* **What to do**
Repeat the records below exactly, leaving out any pictures.

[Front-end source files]
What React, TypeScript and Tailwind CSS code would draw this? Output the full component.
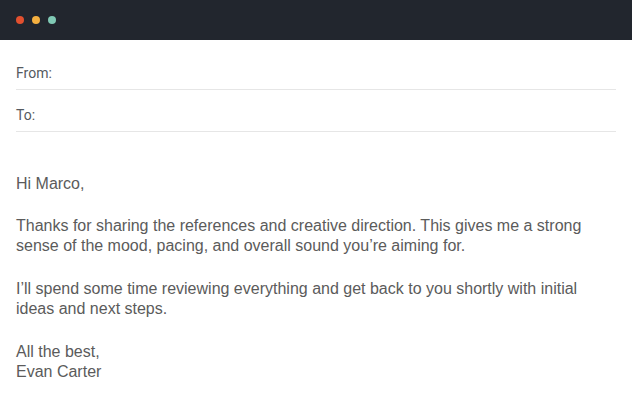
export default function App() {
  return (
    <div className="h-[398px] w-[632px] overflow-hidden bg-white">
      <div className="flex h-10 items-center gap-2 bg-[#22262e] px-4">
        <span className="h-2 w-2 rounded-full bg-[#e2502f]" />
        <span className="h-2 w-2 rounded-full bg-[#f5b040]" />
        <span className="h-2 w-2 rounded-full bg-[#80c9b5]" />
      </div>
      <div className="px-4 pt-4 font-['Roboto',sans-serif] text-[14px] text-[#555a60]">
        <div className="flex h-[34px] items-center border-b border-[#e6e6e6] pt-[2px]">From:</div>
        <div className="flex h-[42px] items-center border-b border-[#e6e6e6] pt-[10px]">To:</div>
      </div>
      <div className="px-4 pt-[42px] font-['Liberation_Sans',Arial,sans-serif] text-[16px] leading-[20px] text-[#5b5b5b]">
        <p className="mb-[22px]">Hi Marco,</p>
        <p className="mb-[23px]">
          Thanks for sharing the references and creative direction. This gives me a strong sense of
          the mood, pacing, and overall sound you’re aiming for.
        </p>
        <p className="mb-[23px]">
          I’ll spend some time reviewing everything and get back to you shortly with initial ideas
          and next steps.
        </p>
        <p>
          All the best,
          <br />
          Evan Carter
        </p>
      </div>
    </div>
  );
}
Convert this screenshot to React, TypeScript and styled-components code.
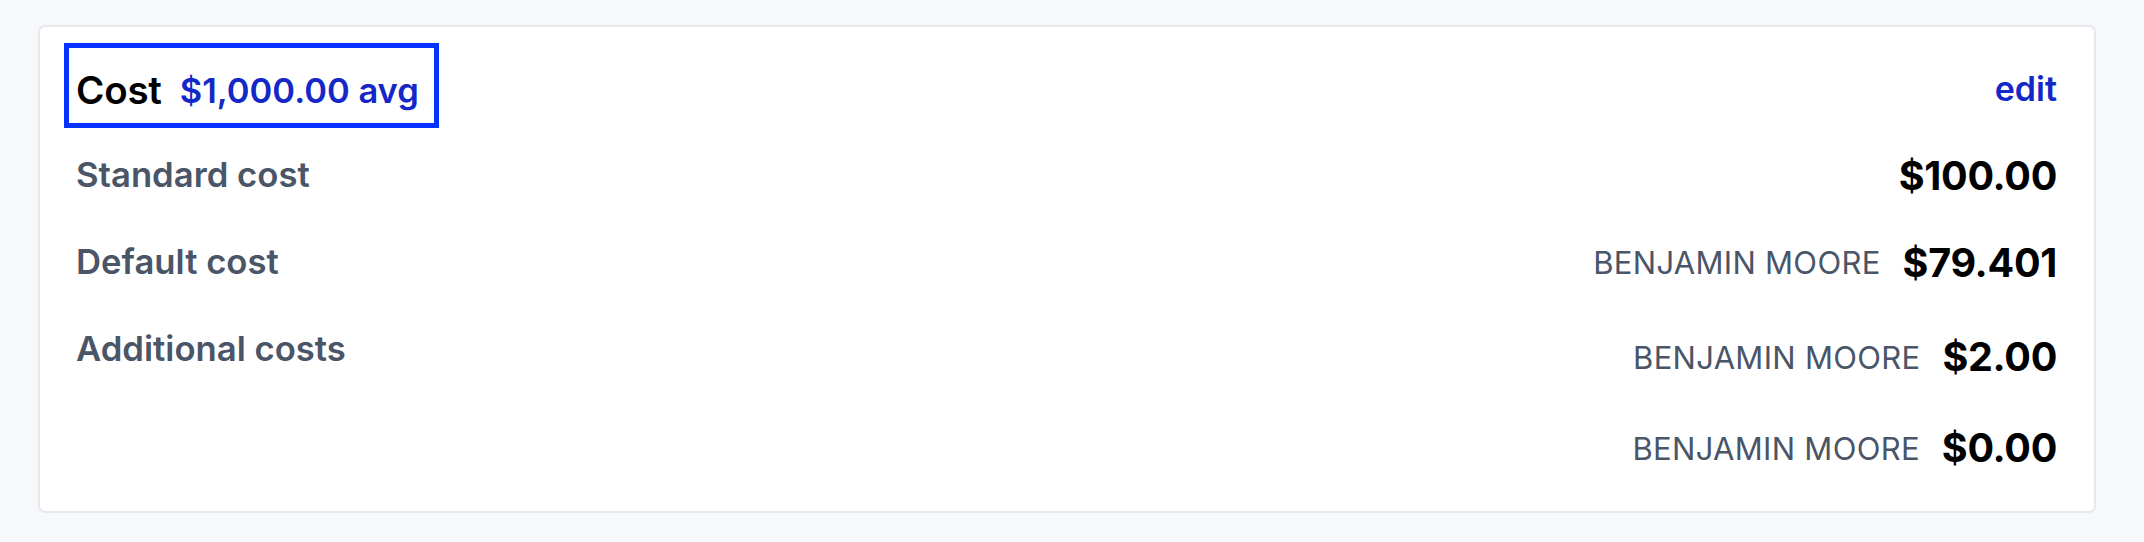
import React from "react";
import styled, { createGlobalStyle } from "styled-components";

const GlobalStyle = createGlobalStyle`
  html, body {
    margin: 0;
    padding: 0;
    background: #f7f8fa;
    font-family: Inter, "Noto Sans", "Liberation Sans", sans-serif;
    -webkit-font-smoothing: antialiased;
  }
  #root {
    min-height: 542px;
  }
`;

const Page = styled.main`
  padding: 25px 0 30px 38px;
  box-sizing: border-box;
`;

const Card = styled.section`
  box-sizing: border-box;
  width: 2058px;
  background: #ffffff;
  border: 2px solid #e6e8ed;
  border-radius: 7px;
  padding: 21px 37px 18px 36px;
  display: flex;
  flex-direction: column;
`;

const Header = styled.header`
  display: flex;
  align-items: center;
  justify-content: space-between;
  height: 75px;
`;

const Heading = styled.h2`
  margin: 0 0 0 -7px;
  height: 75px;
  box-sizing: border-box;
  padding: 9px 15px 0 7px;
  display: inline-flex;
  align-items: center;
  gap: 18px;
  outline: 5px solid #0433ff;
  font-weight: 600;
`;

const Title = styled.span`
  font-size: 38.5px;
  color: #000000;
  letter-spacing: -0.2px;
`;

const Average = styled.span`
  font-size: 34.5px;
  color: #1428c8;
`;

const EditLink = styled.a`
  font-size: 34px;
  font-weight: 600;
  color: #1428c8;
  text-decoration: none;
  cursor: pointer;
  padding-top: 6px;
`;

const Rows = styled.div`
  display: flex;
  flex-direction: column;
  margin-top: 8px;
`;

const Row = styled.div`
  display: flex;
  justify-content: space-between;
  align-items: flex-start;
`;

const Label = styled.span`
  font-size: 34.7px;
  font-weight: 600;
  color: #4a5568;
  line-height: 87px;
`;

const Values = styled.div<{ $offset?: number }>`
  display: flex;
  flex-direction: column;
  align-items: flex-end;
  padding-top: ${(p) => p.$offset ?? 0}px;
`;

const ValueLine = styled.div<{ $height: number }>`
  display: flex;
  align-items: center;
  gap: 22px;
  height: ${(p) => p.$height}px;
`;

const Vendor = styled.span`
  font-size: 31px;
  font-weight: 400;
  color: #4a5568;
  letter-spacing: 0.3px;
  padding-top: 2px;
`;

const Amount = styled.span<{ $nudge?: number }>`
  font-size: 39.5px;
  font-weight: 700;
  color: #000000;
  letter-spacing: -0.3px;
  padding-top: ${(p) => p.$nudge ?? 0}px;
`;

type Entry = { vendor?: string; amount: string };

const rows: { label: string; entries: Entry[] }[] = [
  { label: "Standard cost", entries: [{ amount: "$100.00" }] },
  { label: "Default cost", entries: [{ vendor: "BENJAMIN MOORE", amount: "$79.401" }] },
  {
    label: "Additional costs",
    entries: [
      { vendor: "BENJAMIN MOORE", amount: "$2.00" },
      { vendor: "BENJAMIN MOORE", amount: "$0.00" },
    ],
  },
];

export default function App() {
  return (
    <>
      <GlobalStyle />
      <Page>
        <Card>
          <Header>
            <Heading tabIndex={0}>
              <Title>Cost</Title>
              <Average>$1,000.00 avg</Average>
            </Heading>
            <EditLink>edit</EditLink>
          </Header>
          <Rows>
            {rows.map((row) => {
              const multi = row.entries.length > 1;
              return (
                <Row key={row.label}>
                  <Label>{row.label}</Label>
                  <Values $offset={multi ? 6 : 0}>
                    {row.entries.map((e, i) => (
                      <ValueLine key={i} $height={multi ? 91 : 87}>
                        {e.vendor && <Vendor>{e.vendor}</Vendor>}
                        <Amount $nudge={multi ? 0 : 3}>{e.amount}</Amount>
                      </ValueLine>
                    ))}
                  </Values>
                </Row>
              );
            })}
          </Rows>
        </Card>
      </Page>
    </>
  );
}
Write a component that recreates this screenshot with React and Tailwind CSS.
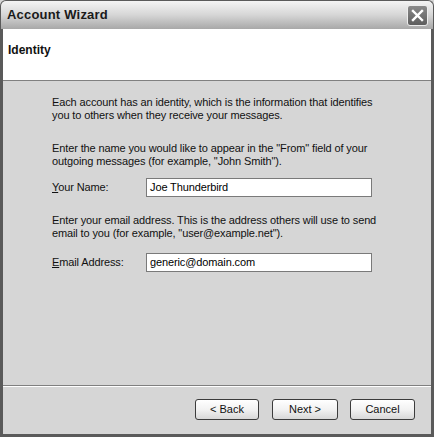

* **Output below**
What React, TypeScript and Tailwind CSS code would draw this? Output the full component.
export default function App() {
  return (
    <div className="h-[398px] w-[632px] overflow-hidden bg-white">
      <div className="flex h-10 items-center gap-2 bg-[#22262e] px-4">
        <span className="h-2 w-2 rounded-full bg-[#e2502f]" />
        <span className="h-2 w-2 rounded-full bg-[#f5b040]" />
        <span className="h-2 w-2 rounded-full bg-[#80c9b5]" />
      </div>
      <div className="px-4 pt-4 font-['Roboto',sans-serif] text-[14px] text-[#555a60]">
        <div className="flex h-[34px] items-center border-b border-[#e6e6e6] pt-[2px]">From:</div>
        <div className="flex h-[42px] items-center border-b border-[#e6e6e6] pt-[10px]">To:</div>
      </div>
      <div className="px-4 pt-[42px] font-['Liberation_Sans',Arial,sans-serif] text-[16px] leading-[20px] text-[#5b5b5b]">
        <p className="mb-[22px]">Hi Marco,</p>
        <p className="mb-[23px]">
          Thanks for sharing the references and creative direction. This gives me a strong sense of
          the mood, pacing, and overall sound you’re aiming for.
        </p>
        <p className="mb-[23px]">
          I’ll spend some time reviewing everything and get back to you shortly with initial ideas
          and next steps.
        </p>
        <p>
          All the best,
          <br />
          Evan Carter
        </p>
      </div>
    </div>
  );
}
Convert this screenshot to React, TypeScript and styled-components code.
import React from "react";
import styled, { createGlobalStyle } from "styled-components";

const GlobalStyle = createGlobalStyle`
  html, body {
    margin: 0;
    padding: 0;
    background: #f7f8fa;
    font-family: Inter, "Noto Sans", "Liberation Sans", sans-serif;
    -webkit-font-smoothing: antialiased;
  }
  #root {
    min-height: 542px;
  }
`;

const Page = styled.main`
  padding: 25px 0 30px 38px;
  box-sizing: border-box;
`;

const Card = styled.section`
  box-sizing: border-box;
  width: 2058px;
  background: #ffffff;
  border: 2px solid #e6e8ed;
  border-radius: 7px;
  padding: 21px 37px 18px 36px;
  display: flex;
  flex-direction: column;
`;

const Header = styled.header`
  display: flex;
  align-items: center;
  justify-content: space-between;
  height: 75px;
`;

const Heading = styled.h2`
  margin: 0 0 0 -7px;
  height: 75px;
  box-sizing: border-box;
  padding: 9px 15px 0 7px;
  display: inline-flex;
  align-items: center;
  gap: 18px;
  outline: 5px solid #0433ff;
  font-weight: 600;
`;

const Title = styled.span`
  font-size: 38.5px;
  color: #000000;
  letter-spacing: -0.2px;
`;

const Average = styled.span`
  font-size: 34.5px;
  color: #1428c8;
`;

const EditLink = styled.a`
  font-size: 34px;
  font-weight: 600;
  color: #1428c8;
  text-decoration: none;
  cursor: pointer;
  padding-top: 6px;
`;

const Rows = styled.div`
  display: flex;
  flex-direction: column;
  margin-top: 8px;
`;

const Row = styled.div`
  display: flex;
  justify-content: space-between;
  align-items: flex-start;
`;

const Label = styled.span`
  font-size: 34.7px;
  font-weight: 600;
  color: #4a5568;
  line-height: 87px;
`;

const Values = styled.div<{ $offset?: number }>`
  display: flex;
  flex-direction: column;
  align-items: flex-end;
  padding-top: ${(p) => p.$offset ?? 0}px;
`;

const ValueLine = styled.div<{ $height: number }>`
  display: flex;
  align-items: center;
  gap: 22px;
  height: ${(p) => p.$height}px;
`;

const Vendor = styled.span`
  font-size: 31px;
  font-weight: 400;
  color: #4a5568;
  letter-spacing: 0.3px;
  padding-top: 2px;
`;

const Amount = styled.span<{ $nudge?: number }>`
  font-size: 39.5px;
  font-weight: 700;
  color: #000000;
  letter-spacing: -0.3px;
  padding-top: ${(p) => p.$nudge ?? 0}px;
`;

type Entry = { vendor?: string; amount: string };

const rows: { label: string; entries: Entry[] }[] = [
  { label: "Standard cost", entries: [{ amount: "$100.00" }] },
  { label: "Default cost", entries: [{ vendor: "BENJAMIN MOORE", amount: "$79.401" }] },
  {
    label: "Additional costs",
    entries: [
      { vendor: "BENJAMIN MOORE", amount: "$2.00" },
      { vendor: "BENJAMIN MOORE", amount: "$0.00" },
    ],
  },
];

export default function App() {
  return (
    <>
      <GlobalStyle />
      <Page>
        <Card>
          <Header>
            <Heading tabIndex={0}>
              <Title>Cost</Title>
              <Average>$1,000.00 avg</Average>
            </Heading>
            <EditLink>edit</EditLink>
          </Header>
          <Rows>
            {rows.map((row) => {
              const multi = row.entries.length > 1;
              return (
                <Row key={row.label}>
                  <Label>{row.label}</Label>
                  <Values $offset={multi ? 6 : 0}>
                    {row.entries.map((e, i) => (
                      <ValueLine key={i} $height={multi ? 91 : 87}>
                        {e.vendor && <Vendor>{e.vendor}</Vendor>}
                        <Amount $nudge={multi ? 0 : 3}>{e.amount}</Amount>
                      </ValueLine>
                    ))}
                  </Values>
                </Row>
              );
            })}
          </Rows>
        </Card>
      </Page>
    </>
  );
}
Write a component that recreates this screenshot with React and Tailwind CSS.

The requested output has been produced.